Storms are natural events, but floods are usually man-made disasters.
That’s because flood damage depends not only on how much water is involved, but on how many people and structures are in its path and how prior human intervention had affected that path. Government policies affect all three of those variables, which is one reason why “500-year floods”—which are supposed to have a 1-in-500 chance of occurring in a particular place in a particular year—are becoming so common.
Experts believe the main culprit is the explosive growth of low-lying riverine and coastal development, which has had the double effect of increasing floods (by replacing prairies and other natural sponges that hold water with pavement that deflects water) while moving more property into the path of those floods.

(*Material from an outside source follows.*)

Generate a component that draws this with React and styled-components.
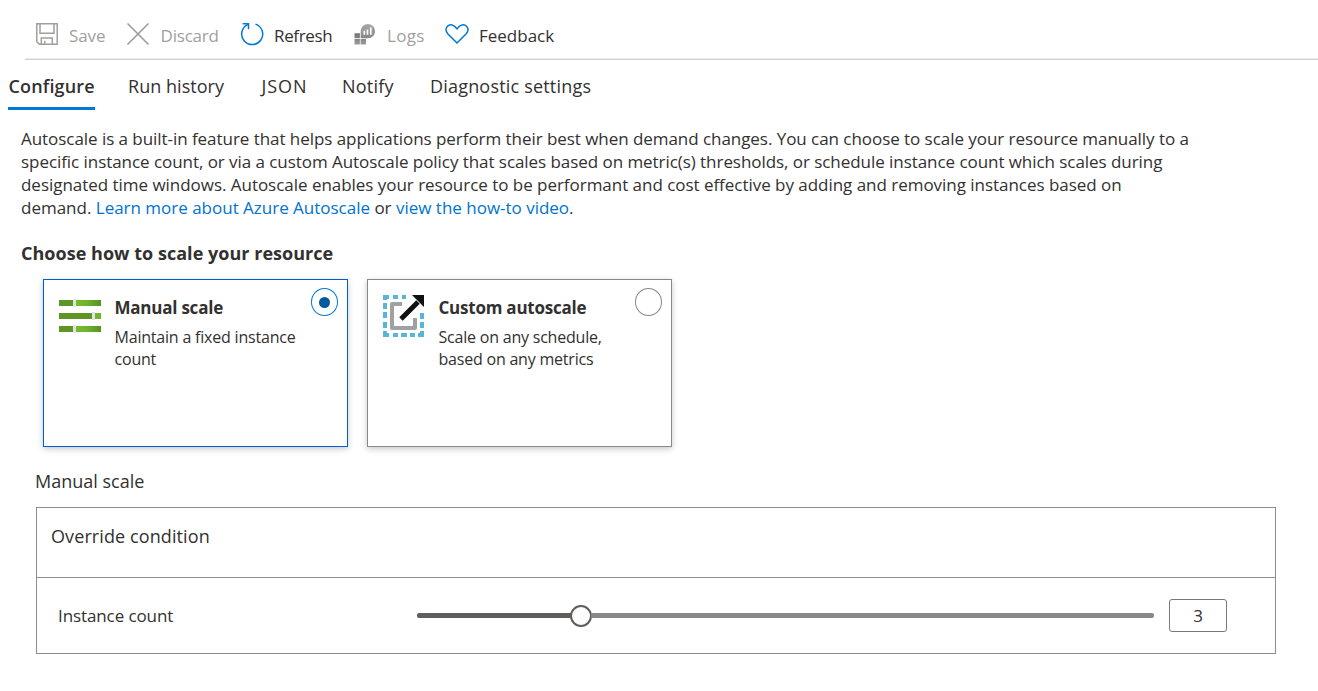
import React from "react";
import styled, { createGlobalStyle } from "styled-components";

const GlobalStyle = createGlobalStyle`
  * { box-sizing: border-box; }
  body {
    margin: 0;
    background: #fff;
    color: #323130;
    font-family: "Segoe UI", "Open Sans", "Noto Sans", sans-serif;
    font-size: 18px;
  }
`;

const Page = styled.main`
  width: 1318px;
  height: 691px;
  overflow: hidden;
  display: flex;
  flex-direction: column;
`;

const Toolbar = styled.div`
  display: flex;
  align-items: center;
  height: 60px;
  margin-left: 25px;
  padding: 9px 0 0 10px;
  border-bottom: 1px solid #d0d0d0;
  box-shadow: inset 0 -1px #ececec;
`;

const Command = styled.button`
  display: flex;
  align-items: center;
  gap: ${(p) => p.$gap}px;
  width: ${(p) => p.$width}px;
  padding: 0;
  border: 0;
  background: none;
  font: inherit;
  font-size: 17px;
  line-height: 24px;
  white-space: nowrap;
  letter-spacing: ${(p) => p.$track || 0}px;
  color: ${(p) => (p.$disabled ? "#a19f9d" : "#323130")};
  svg { flex: none; }
`;

const CommandLabel = styled.span`
  padding-top: 3px;
`;

const Tabs = styled.nav`
  display: flex;
  height: 50px;
  padding-left: 8px;
`;

const Tab = styled.a`
  flex: none;
  height: 50px;
  width: ${(p) => p.$width}px;
  margin-right: ${(p) => p.$after || 0}px;
  padding: 14px 0 0 ${(p) => (p.$active ? 0.5 : 1)}px;
  line-height: 24px;
  white-space: nowrap;
  font-weight: ${(p) => (p.$active ? 600 : 400)};
  letter-spacing: ${(p) => p.$track || 0}px;
  border-bottom: 3px solid ${(p) => (p.$active ? "#0078d4" : "transparent")};
`;

const Intro = styled.p`
  margin: 17px 0 0 21px;
  font-size: 17px;
  line-height: 23px;
`;

const Line = styled.span`
  display: block;
  white-space: nowrap;
  letter-spacing: ${(p) => p.$track || 0}px;
`;

const Link = styled.a`
  color: #0073d1;
`;

const Heading = styled.h2`
  margin: 22px 0 0 21px;
  font-size: 18px;
  font-weight: 700;
  line-height: 24px;
  letter-spacing: 0.03px;
`;

const Cards = styled.div`
  display: flex;
  gap: 19px;
  margin: 14px 0 0 43px;
`;

const Card = styled.button`
  display: flex;
  align-items: flex-start;
  width: 305px;
  height: 168px;
  padding: 8px 9px 0 15px;
  border: 1px solid ${(p) => (p.$selected ? "#015cda" : "#8a8886")};
  background: #fff;
  box-shadow: 0 2px 6px rgba(0, 0, 0, 0.22);
  color: inherit;
  font: inherit;
  text-align: left;
  svg { flex: none; }
`;

const CardBody = styled.div`
  flex: 1;
  min-width: 0;
  margin: 8px 0 0 12.5px;
`;

const CardTitle = styled.div`
  font-size: 17px;
  font-weight: 700;
  line-height: 24px;
  white-space: nowrap;
  letter-spacing: -0.23px;
`;

const CardText = styled.div`
  margin-top: 6px;
  font-size: 16px;
  line-height: 22px;
`;

const Radio = styled.span`
  flex: none;
  display: grid;
  place-items: center;
  width: 27px;
  height: 28px;
  border: 1px solid ${(p) => (p.$checked ? "#0078d4" : "#8a8886")};
  border-radius: 50%;
`;

const Dot = styled.span`
  width: 11px;
  height: 11px;
  border-radius: 50%;
  background: #005a9e;
`;

const SectionLabel = styled.div`
  margin: 22px 0 0 35px;
  line-height: 24px;
`;

const Panel = styled.section`
  width: 1240px;
  height: 147px;
  margin: 14px 0 0 36px;
  border: 1px solid #8f8d8c;
`;

const PanelHeader = styled.div`
  height: 70px;
  padding: 16px 14px;
  border-bottom: 1px solid #8f8d8c;
  line-height: 24px;
  letter-spacing: 0.1px;
`;

const PanelRow = styled.div`
  display: flex;
  align-items: center;
  height: 75px;
  padding-left: 21px;
  font-size: 17px;
`;

const FieldLabel = styled.label`
  width: 359px;
  letter-spacing: -0.1px;
`;

const Slider = styled.div`
  display: flex;
  align-items: center;
  width: 737px;
`;

const Track = styled.span`
  flex: ${(p) => (p.$filled ? "none" : 1)};
  width: ${(p) => (p.$filled ? "154px" : "auto")};
  height: 5px;
  background: ${(p) => (p.$filled ? "#605e5c" : "#8a8886")};
  border-radius: ${(p) => (p.$filled ? "2px 0 0 2px" : "0 2px 2px 0")};
`;

const Thumb = styled.span`
  flex: none;
  width: 22px;
  height: 22px;
  margin: 1px -1px 0;
  border: 2px solid #605e5c;
  border-radius: 50%;
  background: #fff;
`;

const CountBox = styled.div`
  width: 58px;
  height: 33px;
  margin-left: 15px;
  border: 1px solid #7a7876;
  border-radius: 3px;
  text-align: center;
  line-height: 31px;
`;

const SaveIcon = () => (
  <svg width="24" height="24" viewBox="0 0 24 24" fill="none" stroke="#a19f9d" strokeWidth="1.5">
    <path d="M1.8 1.8H22.2V22.2H4.3L1.8 19.7Z" />
    <path d="M5 2V11.2H19V2M6.3 22V16H17.3V22M9.7 22V18.8" />
  </svg>
);

const DiscardIcon = () => (
  <svg width="24" height="24" viewBox="0 0 24 24" stroke="#a19f9d" strokeWidth="1.7">
    <path d="M1.5 1.5L22.5 22.5M22.5 1.5L1.5 22.5" />
  </svg>
);

const RefreshIcon = () => (
  <svg width="24" height="24" viewBox="0 0 24 24" fill="none" stroke="#0078d4" strokeWidth="1.5">
    <path d="M15.5 2.1A10.5 10.5 0 1 1 8.1 2.4" />
    <path d="M2.6 1.8H8.5V7.3" />
  </svg>
);

const LogsIcon = () => (
  <svg width="24" height="24" viewBox="0 0 24 24">
    <defs>
      <linearGradient id="logsTile" x1="0" y1="0" x2="0" y2="1">
        <stop offset="0" stopColor="#727272" />
        <stop offset="1" stopColor="#9b9b9b" />
      </linearGradient>
      <linearGradient id="logsBubble" x1="0" y1="0" x2="0" y2="1">
        <stop offset="0" stopColor="#aaa" />
        <stop offset="1" stopColor="#858585" />
      </linearGradient>
    </defs>
    <path fill="url(#logsTile)" d="M1.5 11.2H6.9V16.3H1.5ZM1.5 17H6.9V22.4H1.5ZM7.6 17H13V22.4H7.6Z" />
    <path fill="url(#logsBubble)" d="M7.7 16.3V9.2A7.2 7.2 0 1 1 14.9 16.3Z" />
    <path stroke="#fff" strokeWidth="1.7" d="M11.3 8.8V12.8M14.5 7.6V12.8M17.8 5.6V12.8" />
  </svg>
);

const HeartIcon = () => (
  <svg width="24" height="24" viewBox="0 0 24 24" fill="none" stroke="#0078d4" strokeWidth="1.5">
    <path d="M12 21L3 12.1C-1.6 7.1 3 1.8 7.1 3C9.4 3.4 10.6 5 12 6.8C13.4 5 14.6 3.4 16.9 3C21 1.8 25.6 7.1 21 12.1Z" />
  </svg>
);

const ManualIcon = () => (
  <svg width="43" height="48" viewBox="0 0 43 48">
    <defs>
      <linearGradient id="bar" x1="0" y1="0" x2="1" y2="0">
        <stop offset="0" stopColor="#76bc2d" />
        <stop offset="0.4" stopColor="#70b52b" />
        <stop offset="1" stopColor="#5a9022" />
      </linearGradient>
    </defs>
    <path fill="#5e9624" d="M0 12H15V18H0ZM0 25H34V31H0ZM0 38H15V44H0Z" />
    <path fill="url(#bar)" d="M17 12H42V18H17ZM17 38H42V44H17Z" />
    <path fill="#70b52b" d="M36 25H42V31H36Z" />
    <path fill="#e3e3e3" d="M14 11H17V19H14ZM33 24H36V32H33ZM14 37H17V45H14Z" />
  </svg>
);

const AutoIcon = () => (
  <svg width="43" height="49" viewBox="0 0 43 49">
    <path
      fill="none"
      stroke="#59b4d9"
      strokeWidth="4"
      d="M2 12V9H6M10 9H15M19 9H23M2 15V21M2 24V30M2 34V40M2 43V47H6M10 47H15M18 47H24M27 47H32M35 47H39V43M39 34V40M39 25V31"
    />
    <path fill="none" stroke="#a0a1a2" strokeWidth="4" strokeLinejoin="round" d="M19 16H9V40H32V30" />
    <path stroke="#111" strokeWidth="5" d="M18 31L35 14" />
    <path fill="#111" d="M29 7H41V19Z" />
  </svg>
);

export default function App() {
  return (
    <Page>
      <GlobalStyle />
      <Toolbar>
        <Command $disabled $width={91} $gap={10} $track={-0.1}><SaveIcon /><CommandLabel>Save</CommandLabel></Command>
        <Command $disabled $width={114} $gap={10.5} $track={-0.2}><DiscardIcon /><CommandLabel>Discard</CommandLabel></Command>
        <Command $width={113} $gap={10} $track={-0.35}><RefreshIcon /><CommandLabel>Refresh</CommandLabel></Command>
        <Command $disabled $width={92} $gap={10} $track={0.3}><LogsIcon /><CommandLabel>Logs</CommandLabel></Command>
        <Command $width={120} $gap={10}><HeartIcon /><CommandLabel>Feedback</CommandLabel></Command>
      </Toolbar>
      <Tabs>
        <Tab $active $width={87} $after={32} $track={0.15}>Configure</Tab>
        <Tab $width={98} $after={35.5} $track={0.03}>Run history</Tab>
        <Tab $width={48} $after={32.5} $track={0.9}>JSON</Tab>
        <Tab $width={54} $after={34} $track={0.2}>Notify</Tab>
        <Tab $width={164} $track={0.19}>Diagnostic settings</Tab>
      </Tabs>
      <Intro>
        <Line $track={-0.05}>Autoscale is a built-in feature that helps applications perform their best when demand changes. You can choose to scale your resource manually to a</Line>
        <Line $track={-0.055}>specific instance count, or via a custom Autoscale policy that scales based on metric(s) thresholds, or schedule instance count which scales during</Line>
        <Line $track={-0.032}>designated time windows. Autoscale enables your resource to be performant and cost effective by adding and removing instances based on</Line>
        <Line $track={-0.01}>demand. <Link>Learn more about Azure Autoscale</Link> or <Link>view the how-to video</Link>.</Line>
      </Intro>
      <Heading>Choose how to scale your resource</Heading>
      <Cards>
        <Card $selected>
          <ManualIcon />
          <CardBody>
            <CardTitle>Manual scale</CardTitle>
            <CardText>
              <Line $track={-0.2}>Maintain a fixed instance</Line>
              <Line $track={-0.2}>count</Line>
            </CardText>
          </CardBody>
          <Radio $checked><Dot /></Radio>
        </Card>
        <Card>
          <AutoIcon />
          <CardBody>
            <CardTitle>Custom autoscale</CardTitle>
            <CardText>
              <Line $track={-0.21}>Scale on any schedule,</Line>
              <Line $track={-0.21}>based on any metrics</Line>
            </CardText>
          </CardBody>
          <Radio />
        </Card>
      </Cards>
      <SectionLabel>Manual scale</SectionLabel>
      <Panel>
        <PanelHeader>Override condition</PanelHeader>
        <PanelRow>
          <FieldLabel>Instance count</FieldLabel>
          <Slider>
            <Track $filled />
            <Thumb />
            <Track />
          </Slider>
          <CountBox>3</CountBox>
        </PanelRow>
      </Panel>
    </Page>
  );
}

An investigation last year by ProPublica and the Texas Tribune found that the Houston area’s impervious surfaces increased by 25 percent from 1996 to 2011, as thousands of new homes were built around its bayous. Houston is renowned for its anything-goes zoning rules, but the feds have also promoted those trends by providing extremely cheap insurance in high-risk areas.
In 2012 Congress passed a rare bipartisan reform bill that would have jacked up flood insurance premiums to some semblance of actuarially sound levels within a few years. But after an uproar from coastal and riverfront communities, Congress reversed itself in equally bipartisan fashion in 2014, so most premiums will rise much more gradually, and won’t reflect actual risks for as long as two decades.